When I brought my Dell laptop in 2013 I also added an Seagate Expansion 3TB external drive. Now, I'm not very savy with these things, but I did perform a back-up after a few months of use....... but not again.

Recently, I stopped being irresponsible and went back to execute a new back-up, but was surprised to see that my "30-Day trial" was expired and in order to perform any future back-up I was being prompted to upgrade to a premium account.

I has no idea that a device i own, was being treated as a subscription item. If I buy a car, an appliance, a book, or a coat, I do not have to pay the seller again and again for the "privilege " of using those items.

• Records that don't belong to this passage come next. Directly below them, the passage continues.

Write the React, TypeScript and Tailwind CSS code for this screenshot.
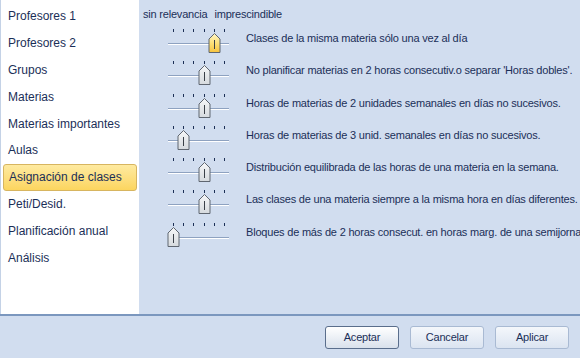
import React from 'react';

const menu = [
  'Profesores 1',
  'Profesores 2',
  'Grupos',
  'Materias',
  'Materias importantes',
  'Aulas',
  'Asignación de clases',
  'Peti/Desid.',
  'Planificación anual',
  'Análisis',
];

const rules = [
  { text: 'Clases de la misma materia sólo una vez al día', pos: 4, active: true },
  { text: "No planificar materias en 2 horas consecutiv.o separar 'Horas dobles'.", pos: 3 },
  { text: 'Horas de materias de 2 unidades semanales en días no sucesivos.', pos: 3 },
  { text: 'Horas de materias de 3 unid. semanales en días no sucesivos.', pos: 1 },
  { text: 'Distribución equilibrada de las horas de una materia en la semana.', pos: 3 },
  { text: 'Las clases de una materia siempre a la misma hora en días diferentes.', pos: 3 },
  { text: 'Bloques de más de 2 horas consecut. en horas marg. de una semijornada', pos: 0 },
];

const ticks = [11.5, 21.5, 31.5, 42.5, 52.5, 62.5];

function Slider({ pos, active }: { pos: number; active?: boolean }) {
  const cx = ticks[pos];
  const l = cx - 5.5;
  const r = cx + 5.5;
  const id = active ? 'thumbY' : 'thumbG';
  return (
    <svg width="70" height="30" className="shrink-0">
      <defs>
        <linearGradient id="thumbY" x1="0" y1="0" x2="0" y2="1">
          <stop offset="0" stopColor="#fff6c8" />
          <stop offset="0.5" stopColor="#fde17a" />
          <stop offset="1" stopColor="#f7c33e" />
        </linearGradient>
        <linearGradient id="thumbG" x1="0" y1="0" x2="0" y2="1">
          <stop offset="0" stopColor="#f6f7f8" />
          <stop offset="1" stopColor="#d6dade" />
        </linearGradient>
      </defs>
      {ticks.map((t) => (
        <rect key={t} x={t - 0.5} y={4} width={1} height={3} fill="#1c2f55" />
      ))}
      <rect x={6} y={18} width={61} height={1} fill="#8ea2c0" />
      <rect x={6} y={19} width={61} height={1} fill="#ffffff" />
      <polygon
        points={`${l},27.5 ${l},14 ${cx},8.5 ${r},14 ${r},27.5`}
        fill={`url(#${id})`}
        stroke="#5f6670"
        strokeWidth="1"
      />
      <rect x={cx - 0.5} y={15} width={1} height={9} fill="#3a4048" />
    </svg>
  );
}

export default function App() {
  return (
    <div
      className="w-[580px] h-[358px] bg-[#d1ddef] flex flex-col overflow-hidden text-[#1b2f58]"
      style={{ fontFamily: '"Liberation Sans", Arial, sans-serif' }}
    >
      <div className="flex h-[314px]">
        <div className="w-[139px] shrink-0 bg-white border-l border-[#c4d2e6] pt-[3px] px-[2px]">
          {menu.map((m) => (
            <div
              key={m}
              className={`h-[26.8px] flex items-center pl-[5px] text-[12px] ${
                m === 'Asignación de clases'
                  ? 'rounded-[3px] border border-[#d7b560] bg-gradient-to-b from-[#feeaa0] to-[#fcd55e] pl-[4px]'
                  : ''
              }`}
            >
              {m}
            </div>
          ))}
        </div>
        <div className="flex-1 min-w-0 pl-[4px] pt-[7px]">
          <div className="flex text-[11px] leading-[14px] tracking-[-0.2px]">
            <span>sin relevancia</span>
            <span className="ml-[7px]">imprescindible</span>
          </div>
          <div className="mt-[4px] flex flex-col">
            {rules.map((r) => (
              <div key={r.text} className="flex h-[32.3px] items-start pl-[19px]">
                <Slider pos={r.pos} active={r.active} />
                <span className="ml-[14px] mt-[6px] whitespace-nowrap text-[11px] leading-[14px] tracking-[-0.2px]">
                  {r.text}
                </span>
              </div>
            ))}
          </div>
        </div>
      </div>
      <div className="h-[2px] bg-[#7b97be]" />
      <div className="flex justify-end gap-[11px] pr-[11px] pt-[10px] text-[11px] tracking-[-0.2px]">
        <button className="w-[74px] h-[23px] rounded-[3px] border border-[#5a6e8c] bg-gradient-to-b from-[#ffffff] to-[#d9e1ec] text-[#1b2f58]">
          Aceptar
        </button>
        <button className="w-[74px] h-[23px] rounded-[3px] border border-[#a9bad3] bg-gradient-to-b from-[#f4f7fb] to-[#dbe4f1] text-[#1b2f58]">
          Cancelar
        </button>
        <button className="w-[74px] h-[23px] rounded-[3px] border border-[#a9bad3] bg-gradient-to-b from-[#f4f7fb] to-[#dbe4f1] text-[#1b2f58]">
          Aplicar
        </button>
      </div>
    </div>
  );
}
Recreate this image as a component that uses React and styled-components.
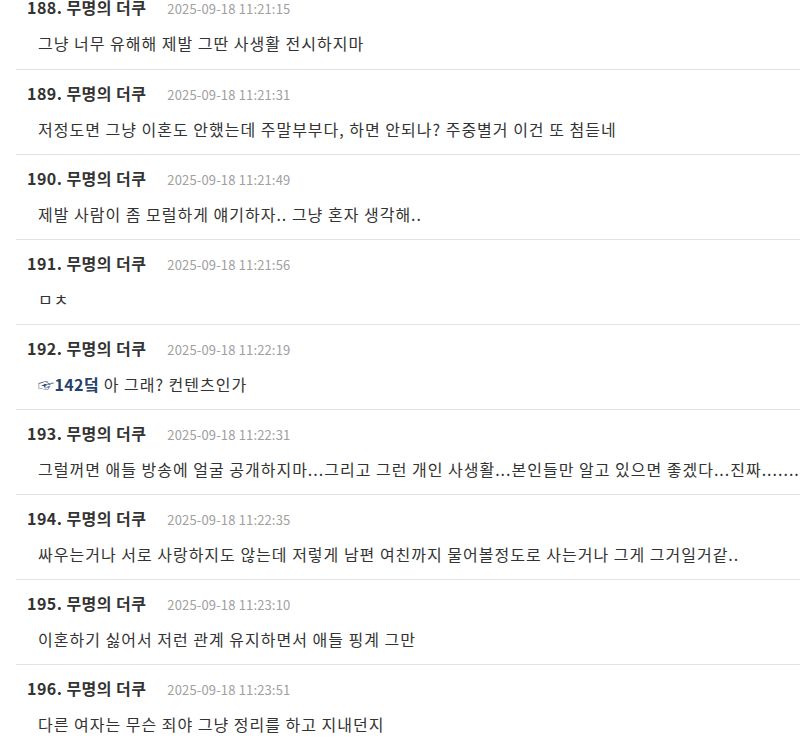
import React from 'react';
import styled, { createGlobalStyle } from 'styled-components';

const GlobalStyle = createGlobalStyle`
  html, body {
    margin: 0;
    padding: 0;
    background: #fff;
    overflow: hidden;
  }
  body {
    font-family: "Noto Sans CJK KR", "Noto Sans", sans-serif;
    color: #333;
  }
`;

const comments = [
  { no: 188, time: '2025-09-18 11:21:15', text: '그냥 너무 유해해 제발 그딴 사생활 전시하지마' },
  { no: 189, time: '2025-09-18 11:21:31', text: '저정도면 그냥 이혼도 안했는데 주말부부다, 하면 안되나? 주중별거 이건 또 첨듣네' },
  { no: 190, time: '2025-09-18 11:21:49', text: '제발 사람이 좀 모럴하게 얘기하자.. 그냥 혼자 생각해..' },
  { no: 191, time: '2025-09-18 11:21:56', text: 'ㅁㅊ' },
  { no: 192, time: '2025-09-18 11:22:19', anchor: '☞142덬', text: ' 아 그래? 컨텐츠인가' },
  { no: 193, time: '2025-09-18 11:22:31', text: '그럴꺼면 애들 방송에 얼굴 공개하지마...그리고 그런 개인 사생활...본인들만 알고 있으면 좋겠다...진짜............. 제발' },
  { no: 194, time: '2025-09-18 11:22:35', text: '싸우는거나 서로 사랑하지도 않는데 저렇게 남편 여친까지 물어볼정도로 사는거나 그게 그거일거같..' },
  { no: 195, time: '2025-09-18 11:23:10', text: '이혼하기 싫어서 저런 관계 유지하면서 애들 핑계 그만' },
  { no: 196, time: '2025-09-18 11:23:51', text: '다른 여자는 무슨 죄야 그냥 정리를 하고 지내던지' },
];

export default function App() {
  return (
    <>
      <GlobalStyle />
      <List>
        {comments.map((c, i) => (
          <Item key={c.no} first={i === 0}>
            <Header>
              <Nick>{c.no}. 무명의 더쿠</Nick>
              <Time>{c.time}</Time>
            </Header>
            <Body>
              {c.anchor && <Anchor>{c.anchor}</Anchor>}
              {c.text}
            </Body>
          </Item>
        ))}
      </List>
    </>
  );
}

const List = styled.ul`
  list-style: none;
  margin: -16px 0 0 16px;
  padding: 0;
  width: 900px;
`;

const Item = styled.li`
  height: 85px;
  box-sizing: border-box;
  border-top: ${(p) => (p.first ? 'none' : '1px solid #e2e2e2')};
  padding: 11px 0 0 11px;
`;

const Header = styled.div`
  display: flex;
  align-items: baseline;
  gap: 21px;
  height: 24px;
`;

const Nick = styled.span`
  font-size: 16px;
  font-weight: 700;
  letter-spacing: 0.45px;
  color: #333;
`;

const Time = styled.span`
  font-size: 13px;
  letter-spacing: 0.15px;
  color: #a0a0a0;
`;

const Body = styled.div`
  margin-top: 12px;
  padding-left: 11px;
  font-size: 16px;
  letter-spacing: 1px;
  color: #333;
  white-space: nowrap;
  line-height: 24px;
`;

const Anchor = styled.span`
  color: #26416b;
  font-weight: 700;
  letter-spacing: 0.4px;
`;
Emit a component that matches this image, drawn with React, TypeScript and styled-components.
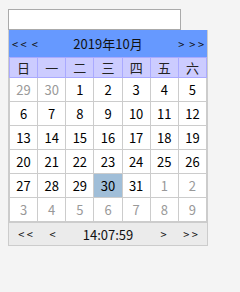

The Seagate dashboard is governed by a system called "Memeo" which appears to be the force behind the trial and upgrade to Premium services. My question is, do all external drives face this issue? I am not inclined to use a cloud-based format either for similar subscription mandates. Is there a workaround?

Any advice is greatly welcomed.

- John
 
Solution
For actually free backup solution, I use Macrium Reflect.

Uninstall that Seagate junk, and use that instead.
$0, full featured, works with any drive.

On my main system, I use the paid version. All others in the house, the free version.
That 30 day trial is only for their proprietary backup solution.

It's just another drive. Use it how you wish.
 
For actually free backup solution, I use Macrium Reflect.

Uninstall that Seagate junk, and use that instead.
$0, full featured, works with any drive.

On my main system, I use the paid version. All others in the house, the free version.
 
Solution
Basically, use Windows Disk Manager to repartition and reformat the drive to GBT/NTFS and it's your drive again. Windows 7 and 10 have excellent backup apps built in, including the ability to image your entire system.